>> begin Information shown

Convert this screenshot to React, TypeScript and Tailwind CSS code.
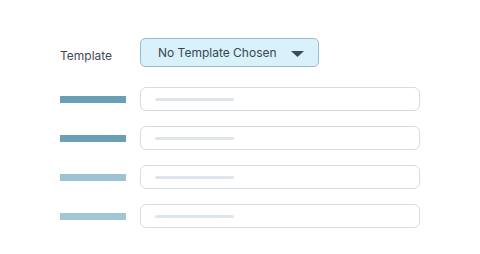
import React from "react";

function Row({ bar }: { bar: string }) {
  return (
    <div className="flex items-center h-[24px]">
      <div className="w-[80px] flex items-center">
        <div className={`w-[66px] h-[7px] ${bar}`} />
      </div>
      <div className="w-[280px] h-[24px] rounded-[6px] border border-[#d3dde4] bg-white flex items-center pl-[14px]">
        <div className="w-[79px] h-[3px] rounded-full bg-[#dfe6eb]" />
      </div>
    </div>
  );
}

export default function App() {
  return (
    <div className="w-[480px] h-[254px] bg-white pl-[60px] pt-[38px]" style={{ fontFamily: "Inter, 'Noto Sans', sans-serif" }}>
      <div className="flex items-center h-[29px]">
        <div className="w-[80px] text-[12px] text-[#3f4a53] pt-[6px]">Template</div>
        <div className="w-[179px] h-[29px] rounded-[5px] border border-[#9dbccb] bg-[#d8f1fb] flex items-center pl-[17px] pr-[14px] justify-between">
          <span className="text-[12px] text-[#3a4650] pt-[1px]">No Template Chosen</span>
          <svg width="13" height="6" viewBox="0 0 13 6" className="mt-[2px]">
            <path d="M0 0 L13 0 L6.5 6 Z" fill="#3c4b56" />
          </svg>
        </div>
      </div>
      <div className="flex flex-col gap-[15px] mt-[20px]">
        <Row bar="bg-[#6b9fb6]" />
        <Row bar="bg-[#6b9fb6]" />
        <Row bar="bg-[#9dc2d1]" />
        <Row bar="bg-[#a3c6d4]" />
      </div>
    </div>
  );
}
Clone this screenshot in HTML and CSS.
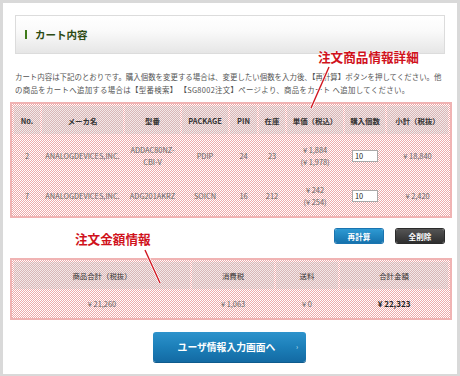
FILE: index.html
```html
<!DOCTYPE html>
<html lang="ja">
<head>
    <meta charset="UTF-8">
    <title>カート内容</title>
    <link rel="stylesheet" href="styles.css">
</head>
<body>
    <div class="frame">
        <div class="page-title"><span class="bar"></span>カート内容</div>

        <p class="lead">カート内容は下記のとおりです。購入個数を変更する場合は、変更したい個数を入力後、【再計算】ボタンを押してください。他<br><span class="wide">の商品をカートへ追加する場合は【型番検索】 【SG8002注文】ページより、商品をカート へ追加してください。</span></p>

        <table class="cart">
            <tr>
                <th class="c-no">No.</th>
                <th class="c-maker">メーカ名</th>
                <th class="c-part">型番</th>
                <th class="c-pkg">PACKAGE</th>
                <th class="c-pin">PIN</th>
                <th class="c-stock">在庫</th>
                <th class="c-price">単価（税込）</th>
                <th class="c-qty">購入個数</th>
                <th class="c-sub">小計（税抜）</th>
            </tr>
            <tr class="row1">
                <td>2</td>
                <td>ANALOGDEVICES,INC.</td>
                <td>ADDAC80NZ-<br>CBI-V</td>
                <td>PDIP</td>
                <td>24</td>
                <td>23</td>
                <td>¥ 1,884<br>(¥ 1,978)</td>
                <td><input class="qty" type="text" value="10"></td>
                <td>¥ 18,840</td>
            </tr>
            <tr class="row2">
                <td>7</td>
                <td>ANALOGDEVICES,INC.</td>
                <td>ADG201AKRZ</td>
                <td>SOICN</td>
                <td>16</td>
                <td>212</td>
                <td>¥ 242<br>(¥ 254)</td>
                <td><input class="qty" type="text" value="10"></td>
                <td>¥ 2,420</td>
            </tr>
        </table>

        <div class="actions">
            <button class="btn-small btn-blue">再計算</button>
            <button class="btn-small btn-dark">全削除</button>
        </div>

        <table class="summary">
            <tr>
                <th class="s-goods">商品合計（税抜）</th>
                <th class="s-tax">消費税</th>
                <th class="s-ship">送料</th>
                <th class="s-total">合計金額</th>
            </tr>
            <tr>
                <td>¥ 21,260</td>
                <td>¥ 1,063</td>
                <td>¥ 0</td>
                <td class="total">¥ 22,323</td>
            </tr>
        </table>

        <div class="next">
            <button class="btn-next">ユーザ情報入力画面へ<span class="arrow">›</span></button>
        </div>

        <!-- annotations -->
        <div class="note note-detail">注文商品情報詳細</div>
        <div class="note note-amount">注文金額情報</div>
        <svg class="lines" width="460" height="376" viewBox="0 0 460 376">
            <line x1="329" y1="67" x2="311" y2="108" stroke="#fff" stroke-width="3"/>
            <line x1="329" y1="67" x2="311" y2="108" stroke="#d11822" stroke-width="1.4"/>
            <line x1="145" y1="250" x2="160" y2="283" stroke="#fff" stroke-width="3"/>
            <line x1="145" y1="250" x2="160" y2="283" stroke="#d11822" stroke-width="1.4"/>
        </svg>
    </div>
</body>
</html>
```

FILE: styles.css
```css
body {
    margin: 0;
    font-family: "Noto Sans CJK JP", "Noto Sans", sans-serif;
    background: #fff;
}
.frame {
    position: relative;
    box-sizing: border-box;
    width: 460px;
    height: 376px;
    border: 3px solid #d9d9d9;
    border-bottom-width: 2px;
    padding-top: 12px;
    overflow: hidden;
}
.page-title {
    display: flex;
    align-items: center;
    margin: 0 12px;
    height: 37px;
    border: 1px solid #dcdcdc;
    background: linear-gradient(#fff, #fafafa 40%, #e6e6e6);
    font-size: 10.5px;
    font-weight: bold;
    color: #2c4a12;
}
.bar {
    width: 2px;
    height: 9px;
    background: #3f7a1a;
    margin: 0 8px 0 9px;
}
.lead {
    margin: 16px 0 0 12px;
    font-size: 7.45px;
    line-height: 13px;
    color: #555;
    white-space: nowrap;
}
.wide {
    letter-spacing: 0.3px;
}
table {
    border-collapse: separate;
    border-spacing: 2px;
    table-layout: fixed;
    border: 2px solid #f0b3b3;
    background: repeating-conic-gradient(#eeaaaa 0 25%, #fff 0 50%) 0 0 / 2px 2px fixed;
    font-size: 7.4px;
    color: #666;
    text-align: center;
}
th {
    background: repeating-conic-gradient(#d9b6b6 0 25%, #f3e9e9 0 50%) 0 0 / 2px 2px fixed;
    color: #333;
    font-weight: bold;
    padding: 0;
}
td {
    padding: 0;
    line-height: 12px;
}
.cart {
    margin: 6px 0 0 7px;
    width: 442px;
}
.cart th {
    height: 28px;
}
.cart .row1 td {
    height: 40px;
}
.cart .row2 td {
    height: 36px;
}
.c-no { width: 26px; }
.c-maker { width: 81px; }
.c-part { width: 55px; }
.c-pkg { width: 46px; }
.c-pin { width: 27px; }
.c-stock { width: 26px; }
.c-price { width: 56px; }
.c-qty { width: 40px; }
.qty {
    box-sizing: border-box;
    width: 26px;
    height: 12px;
    padding: 0 2px;
    border: 1px solid #a9a9a9;
    background: #fff;
    font-family: "Noto Sans CJK JP", sans-serif;
    font-size: 7.4px;
    color: #222;
    text-align: left;
}
.actions {
    display: flex;
    justify-content: flex-end;
    gap: 13px;
    margin: 11px 13px 0 0;
}
.btn-small {
    width: 48px;
    height: 14px;
    border: none;
    border-radius: 2px;
    padding: 0;
    color: #fff;
    font-family: "Noto Sans CJK JP", sans-serif;
    font-size: 7.6px;
    font-weight: bold;
}
.btn-blue {
    background: linear-gradient(#2e9ad3, #1572ad);
    box-shadow: 0 0 0 1px #1a74b0;
}
.btn-dark {
    background: linear-gradient(#555, #2e2e2e);
    box-shadow: 0 0 0 1px #2b2b2b;
}
.summary {
    margin: 15px 0 0 7px;
    width: 442px;
}
.summary th {
    height: 27px;
    font-weight: normal;
}
.summary td {
    height: 25px;
}
.s-goods { width: 176px; }
.s-tax { width: 82px; }
.s-ship { width: 62px; }
.summary .total {
    font-weight: bold;
    color: #222;
    font-size: 8px;
}
.next {
    margin: 12px 0 0 150px;
}
.btn-next {
    position: relative;
    width: 153px;
    height: 30px;
    border: none;
    border-radius: 3px;
    background: linear-gradient(#2d93cc, #1c7fb9 50%, #136aa3);
    box-shadow: 0 1px 0 #0f5b8d;
    color: #fff;
    font-family: "Noto Sans CJK JP", sans-serif;
    font-size: 9.8px;
    font-weight: bold;
    padding: 0 6px 0 0;
}
.arrow {
    position: absolute;
    right: 8px;
    top: 9px;
    font-size: 7px;
    font-weight: normal;
    color: #cde6f5;
}
.note {
    position: absolute;
    color: #d0121c;
    font-weight: bold;
    font-size: 12.6px;
    line-height: 14px;
    text-shadow: 0 0 2px #fff, 0 0 2px #fff;
}
.note-detail {
    left: 315px;
    top: 47px;
}
.note-amount {
    left: 72px;
    top: 229px;
}
.lines {
    position: absolute;
    left: -3px;
    top: -3px;
    pointer-events: none;
}
```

>> end Information shown

**Task requirements**:
Transcribe the opening line of the listing above, please, and every line after it through the line with "import React from", word for word, without pictures.

**Complete response**:
Convert this screenshot to React, TypeScript and Tailwind CSS code.
import React from "react";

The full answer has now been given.